Dr. Salomon: Ein Schlafapnoe-Syndrom entsteht häufig schleichend über mehrere Jahre. Die Beschwerden werden deshalb vom Patienten oft gar nicht wahrgenommen. Die Patienten führen ihre vermehrte Müdigkeit häufig auf andere Umstände wie vermehrte Arbeitsbelastung, Alter und weniger Sport zurück. Durch ein frühzeitiges Erkennen kann dem Patienten häufig rasch geholfen und diese Beschwerden genommen werden. Auch dürfte sich eine frühzeitige Behandlung des Schlafapnoe-Syndroms bei manchen Patienten positiv auf Herz-Kreislauf-Erkrankungen auswirken.
«D’REGION»: Schlafapnoe kann beispielsweise mittels einer Überdruckmaske oder einer speziell angefertigten Zahnspange behandelt werden. Wie schätzen Sie diese Therapiemethoden ein?

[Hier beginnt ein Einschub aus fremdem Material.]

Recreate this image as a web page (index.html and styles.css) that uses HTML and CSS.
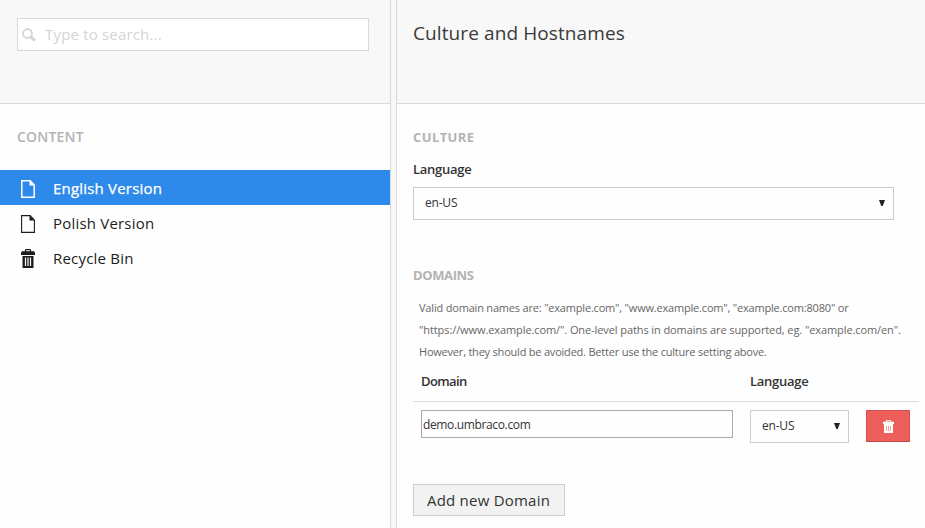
FILE: index.html
```html
<!DOCTYPE html>
<html lang="en">
<head>
<meta charset="utf-8">
<title>Culture and Hostnames</title>
<link rel="stylesheet" href="styles.css">
</head>
<body>
<div class="app">
  <aside class="tree">
    <header class="tree-header">
      <div class="search">
        <svg class="search-icon" width="14" height="14" viewBox="0 0 14 14"><circle cx="5.5" cy="5.5" r="4.5" fill="none" stroke="currentColor" stroke-width="1.8"/><path d="M8.6 8.6l4.3 4" fill="none" stroke="currentColor" stroke-width="3"/></svg>
        <span class="search-hint">Type to search...</span>
      </div>
    </header>
    <h2 class="tree-title">CONTENT</h2>
    <ul class="nodes">
      <li class="node active"><svg width="14" height="18" viewBox="0 0 14 18"><path d="M.8.8h8.4l4 4.2v12.2H.8z" fill="none" stroke="currentColor" stroke-width="1.5"/><path d="M8.5.5v5h5z" fill="currentColor"/></svg><span>English Version</span></li>
      <li class="node"><svg width="14" height="18" viewBox="0 0 14 18"><path d="M.6.6h8.6l4.2 4.3v12.5H.6z" fill="none" stroke="currentColor" stroke-width="1.1"/><path d="M8.5.5v5h5z" fill="currentColor"/></svg><span>Polish Version</span></li>
      <li class="node"><svg width="14" height="19" viewBox="0 0 14 19"><path d="M4.5 3V1.3q0-.6.8-.6h3.4q.8 0 .8.6V3" fill="none" stroke="currentColor" stroke-width="1.2"/><path d="M1 2.3h12l1 1.4V6H0V3.700z" fill="currentColor"/><path d="M1.500 7h11v12h-11z" fill="currentColor"/><path d="M4.500 8.500v8.500M7 8.500v8.500M9.500 8.500v8.500" stroke="#fefefe" stroke-width="1.200"/></svg><span>Recycle Bin</span></li>
    </ul>
  </aside>
  <main class="dialog">
    <header class="dialog-header"><h1>Culture and Hostnames</h1></header>
    <div class="body">
      <h2 class="section culture">CULTURE</h2>
      <div class="label">Language</div>
      <div class="select wide"><span>en-US</span><svg width="6" height="6" viewBox="0 0 6 6"><path d="M0 0h6L3.700 6H2.300z" fill="#222"/></svg></div>
      <h2 class="section domains">DOMAINS</h2>
      <p class="help"><span class="l1">Valid domain names are: "example.com", "www.example.com", "example.com:8080" or</span><br><span class="l2">"https://www.example.com/". One-level paths in domains are supported, eg. "example.com/en".</span><br><span class="l3">However, they should be avoided. Better use the culture setting above.</span></p>
      <div class="row head"><div class="label dom">Domain</div><div class="label">Language</div></div>
      <div class="row">
        <div class="input">demo.umbraco.com</div>
        <div class="select small"><span>en-US</span><svg width="6" height="6" viewBox="0 0 6 6"><path d="M0 0h6L3.700 6H2.300z" fill="#222"/></svg></div>
        <div class="delete"><svg width="11" height="13" viewBox="0 0 11 13"><path d="M3.3 2V.7h4.4V2" fill="none" stroke="#fff" stroke-width="1"/><path d="M0 1.700h11v2.300H0zM1 4h9v9H1z" fill="#fff"/><path d="M3.500 6v5M5.500 6v5M7.500 6v5" stroke="#f0a19f" stroke-width="1"/></svg></div>
      </div>
      <div class="add">Add new Domain</div>
    </div>
  </main>
</div>
</body>
</html>
```
FILE: styles.css
```css
* { box-sizing: border-box; }
body { margin: 0; font-family: "Open Sans", sans-serif; color: #333; background: #fefefe; }
h1, h2, p, ul { margin: 0; padding: 0; }
svg { display: block; flex: none; }
.app { display: grid; grid-template-columns: 391px 1fr; column-gap: 5px; width: 925px; height: 528px; background: #f8f8f8; overflow: hidden; }
.tree { border-right: 1px solid #d9d9d9; background: #fefefe; }
.dialog { border-left: 1px solid #d9d9d9; background: #fefefe; }
.tree-header, .dialog-header { height: 104px; background: #f8f8f8; border-bottom: 1px solid #d9d9d9; }
.tree-header { padding: 18px 0 0 17px; }
.search { display: flex; align-items: center; width: 352px; height: 33px; padding: 0 0 2px 4px; border: 1px solid #d9d9d9; background: #fff; color: #d5d5d5; font-size: 15px; letter-spacing: .18px; }
.search-icon { margin: 2px 9px 0 0; }
.tree-title { padding: 23px 0 0 17px; height: 66px; line-height: 20px; font-size: 14px; font-weight: 600; color: #b3b3b3; letter-spacing: .2px; }
.nodes { list-style: none; }
.node { display: flex; align-items: center; height: 35px; padding: 0 0 0 21px; gap: 18px; font-size: 15px; color: #1c1c1c; letter-spacing: .2px; }
.node svg { margin-top: 2px; }
.node.active { background: #2e8aea; color: #fff; -webkit-text-stroke: .25px #fff; }
.dialog-header { padding: 20px 0 0 16px; }
h1 { font-size: 19px; line-height: 27px; font-weight: 400; color: #3a3a3a; letter-spacing: .1px; }
.body { padding: 23px 0 0 16px; }
.section { line-height: 20px; font-size: 13px; font-weight: 700; color: #b3b3b3; letter-spacing: .4px; }
.label { line-height: 20px; font-size: 13px; font-weight: 600; letter-spacing: -.25px; }
.dom { letter-spacing: -.6px; }
.culture + .label { margin-top: 12px; }
.select { display: flex; align-items: center; justify-content: space-between; height: 33px; border: 1px solid #ccc; padding: 0 8px 2px 11px; font-size: 12px; letter-spacing: -.2px; }
.wide { width: 481px; margin-top: 8px; }
.domains { margin-top: 45px; letter-spacing: -.38px; }
.help { margin: 12px 0 0 6px; font-size: 11px; line-height: 22px; color: #666; white-space: nowrap; }
.l1 { letter-spacing: -.19px; }
.l2 { letter-spacing: -.09px; }
.l3 { letter-spacing: -.21px; }
.row { display: grid; grid-template-columns: 312px 99px 44px; column-gap: 17px; width: 506px; padding: 8px 0 0 8px; align-items: start; }
.head { height: 39px; border-bottom: 1px solid #ddd; }
.input { height: 28px; border: 1px solid #aaa; padding: 0 1px; font-size: 12px; line-height: 27px; letter-spacing: -.36px; }
.delete { display: flex; align-items: center; justify-content: center; height: 32px; background: #ee5f5b; border: 1px solid #d2514e; border-bottom-color: #b94a48; }
.add { margin-top: 41px; width: 152px; height: 32px; border: 1px solid #ccc; background: #f2f2f2; padding-left: 13px; font-size: 15px; line-height: 31px; white-space: nowrap; letter-spacing: .22px; }
```
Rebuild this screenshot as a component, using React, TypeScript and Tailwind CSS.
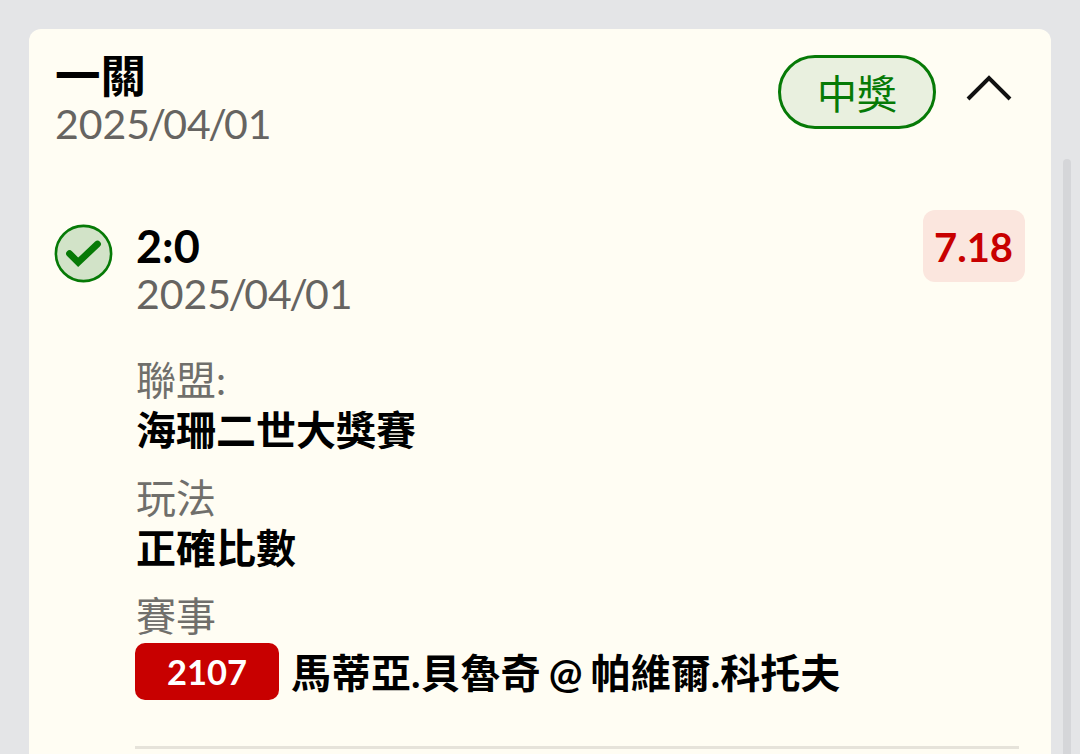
interface Field {
  label: string;
  value: string;
}

const fields: Field[] = [
  { label: "聯盟:", value: "海珊二世大獎賽" },
  { label: "玩法", value: "正確比數" },
];

// Slashes sit tight against the digits
const DateText = () => (
  <p className="h-[48px] text-[41px] leading-[48px] text-[#666461]">
    202
    <span className="tracking-[-2.7px]">5/</span>0
    <span className="tracking-[-2.7px]">4/</span>
    01
  </p>
);

const StatusIcon = () => (
  <svg className="mt-[14px] -ml-px size-[60px]" viewBox="0 0 60 60" fill="none">
    <circle cx="29.5" cy="29.5" r="27.6" fill="#d2e3c8" stroke="#067a06" strokeWidth="2.6" />
    <path d="M15.5 29.6L24.2 38.3L43.5 20" stroke="#067a06" strokeWidth="6.8" strokeLinecap="round" />
  </svg>
);

export default function App() {
  return (
    <div className="relative h-[754px] overflow-hidden bg-[#e4e5e7] px-[29px] pt-[29px] font-[Lato,'Noto_Sans_CJK_TC',sans-serif] text-black">
      <div className="h-[760px] rounded-t-xl bg-[#fffdf3] px-[26px]">
        {/* Header */}
        <div className="flex h-[181px] items-start justify-between pt-[26px]">
          <div>
            <h1 className="h-[45px] text-[45.5px] leading-[42px] font-bold">一關</h1>
            <DateText />
          </div>
          <div className="flex items-center">
            <div className="flex h-[74px] w-[158px] items-center justify-center rounded-full border-3 border-[#067a06] bg-[#e9f0df] pb-px text-[40px] text-[#067a06]">
              <span className="relative top-0.5">中獎</span>
            </div>
            <svg className="mr-3 mb-2 ml-[29px] h-[30px] w-[48px]" viewBox="0 0 48 30" fill="none">
              <path d="M3 26L24 5L45 26" stroke="#111" strokeWidth="4" />
            </svg>
          </div>
        </div>

        {/* Selection */}
        <div className="flex">
          <StatusIcon />
          <div className="ml-[22px] flex-1">
            <div className="flex h-[146px] justify-between">
              <div className="pt-[13px]">
                <h2 className="h-[47px] text-[45px] leading-[46px] font-bold">2:0</h2>
                <DateText />
              </div>
              <div className="flex h-[72px] w-[102px] items-center justify-center rounded-xl bg-[#fbe6de] pt-[2px] pr-px text-[40px] font-bold text-[#c80000]">
                7.18
              </div>
            </div>

            {fields.map((field) => (
              <div key={field.label} className="h-[118px]">
                <p className="h-[49px] text-[40px] leading-[49px] text-[#706f6b]">{field.label}</p>
                <p className="h-[50px] text-[40px] leading-[50px] font-bold">{field.value}</p>
              </div>
            ))}

            {/* Match */}
            <p className="h-[51px] text-[40px] leading-[49px] text-[#706f6b]">賽事</p>
            <div className="-ml-px flex h-[57px] items-center">
              <span className="flex h-[57px] w-[144px] shrink-0 items-center justify-center rounded-[10px] bg-[#c80000] text-[34.5px] font-bold text-white">
                2107
              </span>
              <span className="relative top-px ml-3 text-[40px] font-bold whitespace-nowrap [word-spacing:-1.5px]">
                馬蒂亞.貝魯奇 @ 帕維爾.科托夫
              </span>
            </div>
            <div className="mt-[46px] mr-[6px] -ml-px h-[3px] bg-[#e6e3da]" />
          </div>
        </div>
      </div>

      {/* Scrollbar */}
      <div className="absolute top-[159px] right-[9px] h-[620px] w-2 rounded-full bg-[#d5d6d9]" />
    </div>
  );
}
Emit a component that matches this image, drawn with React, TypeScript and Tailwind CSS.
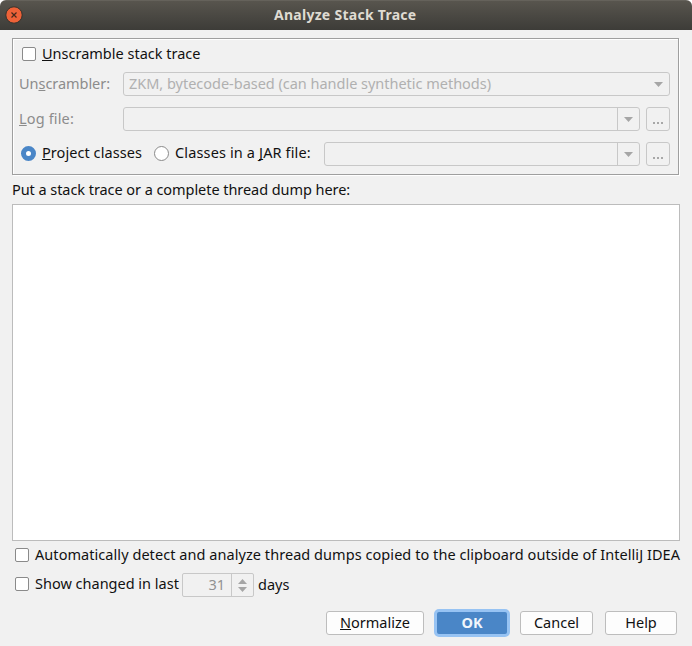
import React, { useState } from "react";

interface CheckBoxProps {
    checked: boolean;
    onChange: (value: boolean) => void;
    className?: string;
}

interface ButtonProps {
    className: string;
    children: React.ReactNode;
}

const CheckBox: React.FC<CheckBoxProps> = ({ checked, onChange, className = "" }) => {
    return (
        <input
            type="checkbox"
            checked={checked}
            onChange={(e) => onChange(e.target.checked)}
            className={`h-3.5 w-3.5 shrink-0 appearance-none rounded-[2px] border border-[#8a8a8a] bg-white checked:bg-[#4a86c7] ${className}`}
        />
    );
};

const Key = ({ children }: { children: string }) => (
    <span className="underline decoration-1 underline-offset-[1px] [text-decoration-skip-ink:none]">{children}</span>
);

const Arrow = () => (
    <svg width="9" height="5" viewBox="0 0 9 5" className="shrink-0">
        <path d="M0 0h9L4.5 5z" fill="#a6a6a6" />
    </svg>
);

const PathField = ({ className }: { className: string }) => (
    <>
        <div className={`flex h-6 justify-end rounded-[3px] border border-[#c8c8c8] ${className}`}>
            <div className="flex w-[22px] items-center justify-center border-l border-[#c8c8c8]">
                <Arrow />
            </div>
        </div>
        <button className="ml-1.5 flex h-6 w-6 shrink-0 items-end justify-center gap-0.5 rounded-[3px] border border-[#c8c8c8] pb-[6px]">
            <span className="h-0.5 w-0.5 bg-[#a8a8a8]"></span>
            <span className="h-0.5 w-0.5 bg-[#a8a8a8]"></span>
            <span className="h-0.5 w-0.5 bg-[#a8a8a8]"></span>
        </button>
    </>
);

const Button: React.FC<ButtonProps> = ({ className, children }) => (
    <button className={`flex h-6 items-center justify-center rounded-[3px] border border-[#bdbdbd] bg-[#fdfdfd] pb-0.5 ${className}`}>
        {children}
    </button>
);

const App: React.FC = () => {
    const [unscramble, setUnscramble] = useState(false);
    const [autoDetect, setAutoDetect] = useState(false);
    const [showChanged, setShowChanged] = useState(false);
    const [source, setSource] = useState("project");

    return (
        <div className="bg-white">
            <div className="flex h-[646px] w-[692px] flex-col overflow-hidden rounded-t-[6px] bg-[#f1f1f1] font-['Noto_Sans',sans-serif] text-[14.5px] leading-5 whitespace-nowrap text-[#111111]">
                <div className="flex h-[30px] shrink-0 items-center border-t border-[#65625b] bg-linear-to-b from-[#58554e] to-[#3d3c38] pb-0.5 pl-[5px]">
                    <svg width="18" height="18" viewBox="0 0 18 18" className="shrink-0">
                        <circle cx="9" cy="9" r="8.2" fill="#ee6238" stroke="#35322d" />
                        <path d="M6.5 6.5l5 5M11.5 6.5l-5 5" stroke="#45291c" strokeWidth="1.2" />
                    </svg>
                    <h1 className="ml-[251px] w-[144px] text-[14px] font-bold tracking-[0.27px] text-[#dfdbd2]">Analyze Stack Trace</h1>
                </div>

                <div className="mt-2 ml-3 flex h-[137px] w-[667px] shrink-0 flex-col border border-[#9f9f9f] shadow-[1px_1px_0_#fff,inset_1px_1px_0_#fff]">
                    <label className="mt-[5px] ml-[9px] flex h-5 items-center">
                        <CheckBox checked={unscramble} onChange={setUnscramble} />
                        <span className="ml-1.5 w-[158px] pb-0.5"><Key>U</Key>nscramble stack trace</span>
                    </label>
                    <div className="mt-2 ml-1.5 flex h-6 items-center">
                        <span className="w-[104px] pb-0.5 tracking-[-0.05px] text-[#8c8c8c]">Un<Key>s</Key>crambler:</span>
                        <div className="flex h-6 w-[547px] items-center justify-between rounded-[3px] border border-[#c8c8c8] pr-[6px] pl-[5px] text-[#b0b0b0]">
                            <span className="pb-0.5 tracking-[-0.02px]">ZKM, bytecode-based (can handle synthetic methods)</span>
                            <Arrow />
                        </div>
                    </div>
                    <div className="mt-[11px] ml-1.5 flex h-6 items-center">
                        <span className="w-[104px] pb-0.5 tracking-[0.15px] text-[#8c8c8c]"><Key>L</Key>og file:</span>
                        <PathField className="w-[517px]" />
                    </div>
                    <div className="mt-[11px] ml-2 flex h-6 items-center">
                        <input
                            type="radio"
                            checked={source === "project"}
                            onChange={() => setSource("project")}
                            className="mb-[1px] h-[15px] w-[15px] appearance-none rounded-full border border-[#8a8a8a] bg-white checked:border-5 checked:border-[#4a86c7]"
                        />
                        <span className="ml-1.5 w-[100px] pb-1 tracking-[0.06px]"><Key>P</Key>roject classes</span>
                        <input
                            type="radio"
                            checked={source === "jar"}
                            onChange={() => setSource("jar")}
                            className="mb-[1px] ml-3 h-[15px] w-[15px] appearance-none rounded-full border border-[#8a8a8a] bg-white checked:border-5 checked:border-[#4a86c7]"
                        />
                        <span className="ml-1.5 w-[149px] pb-1 tracking-[0.14px]">Classes in a <Key>J</Key>AR file:</span>
                        <PathField className="w-[316px]" />
                    </div>
                </div>

                <span className="mt-1 ml-3 h-5 tracking-[-0.06px]">Put a stack trace or a complete thread dump here:</span>
                <textarea className="mt-[5px] ml-3 h-[337px] w-[668px] shrink-0 resize-none border border-[#bcbcbc] bg-white outline-none"></textarea>

                <label className="mt-1 ml-[15px] flex h-5 items-center">
                    <CheckBox checked={autoDetect} onChange={setAutoDetect} />
                    <span className="ml-1.5 pb-0.5 tracking-[0.055px]">Automatically detect and analyze thread dumps copied to the clipboard outside of IntelliJ IDEA</span>
                </label>
                <div className="mt-2 ml-[15px] flex h-6 items-center">
                    <CheckBox checked={showChanged} onChange={setShowChanged} className="mb-0.5" />
                    <span className="ml-1.5 w-[147px] pb-1">Show changed in last</span>
                    <div className="flex h-6 w-[72px] rounded-[2px] border border-[#c8c8c8] text-[#929292]">
                        <span className="w-12 pr-[6px] text-right leading-[21px]">31</span>
                        <div className="flex w-[22px] flex-col items-center justify-center gap-[3px] border-l border-[#c8c8c8]">
                            <svg width="9" height="5" viewBox="0 0 9 5"><path d="M0 5h9L4.5 0z" fill="#a6a6a6" /></svg>
                            <Arrow />
                        </div>
                    </div>
                    <span className="ml-1 pb-0.5">days</span>
                </div>

                <div className="mt-3 flex h-7 items-center pl-[326px]">
                    <Button className="w-[98px]"><span><Key>N</Key>ormalize</span></Button>
                    <button className="ml-2.5 flex h-7 w-[76px] items-center justify-center rounded-[5px] border-3 border-[#97c3f3] bg-[#4a86c7] pb-0.5 font-bold text-[#f2f6fb]">
                        OK
                    </button>
                    <Button className="ml-2.5 w-[73px]">Cancel</Button>
                    <Button className="ml-3 w-[72px]">Help</Button>
                </div>
            </div>
        </div>
    );
};

export default App;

Dr. Salomon: Die weltweit am häufigsten eingesetzte und am besten studierte Therapie ist die Therapie mit einer Überdruck-Maske. Es handelt sich dabei um die sogenannte CPAP-Therapie. Hier wurden in den vergangenen Jahren erhebliche Fortschritte erzielt. Die modernen Geräte sind sehr klein und leise, die Masken angenehm leicht und bequem. Diese Methode wird auch als einzige sicher von den Krankenversicherungen vergütet. Ein weiterer Vorteil ist die stetige Therapiekontrolle. Das Gerät kann abschätzen, ob die Atempausen behandelt sind und misst auch die Zeiten, zu denen der Patient die Behandlung durchführt. Die zweitbeste Methode sind speziell angefertigte Zahnspangen – sogenannte Protrusionsschienen –, die in leichteren Fällen ebenfalls wirksam sein können. Man kann auch versuchen, mit speziellen Trainingsmethoden – zum Beispiel Didgeridoo spielen – die Schlundmuskulatur zu stärken. Dies gelingt jedoch nur in leichteren Fällen und erfordert ein konsequentes Training durch den Patienten.
Zur Person
Dr. med. Jörg Salomon, Leitender Arzt Pneumologie am Spital Emmental, ist an beiden Standorten – Burgdorf und Langnau – tätig. Er ist Facharzt FMH für Pneumologie und für Allgemeine Innere Medizin und verfügt über den Fähigkeitsausweis Schlafmedizin SGSSC (Schweizerische Gesellschaft für Schlafforschung, Schlafmedizin und Chronobiologie). Seine Aus- und Weiterbildung hat er unter anderem am Inselspital Bern absolviert. Am Spital Emmental ist er seit August 2017 tätig. Dr. med. Jörg Salomon (Jahrgang 1971) ist verheiratet und wohnt mit seiner Familie in Burgdorf.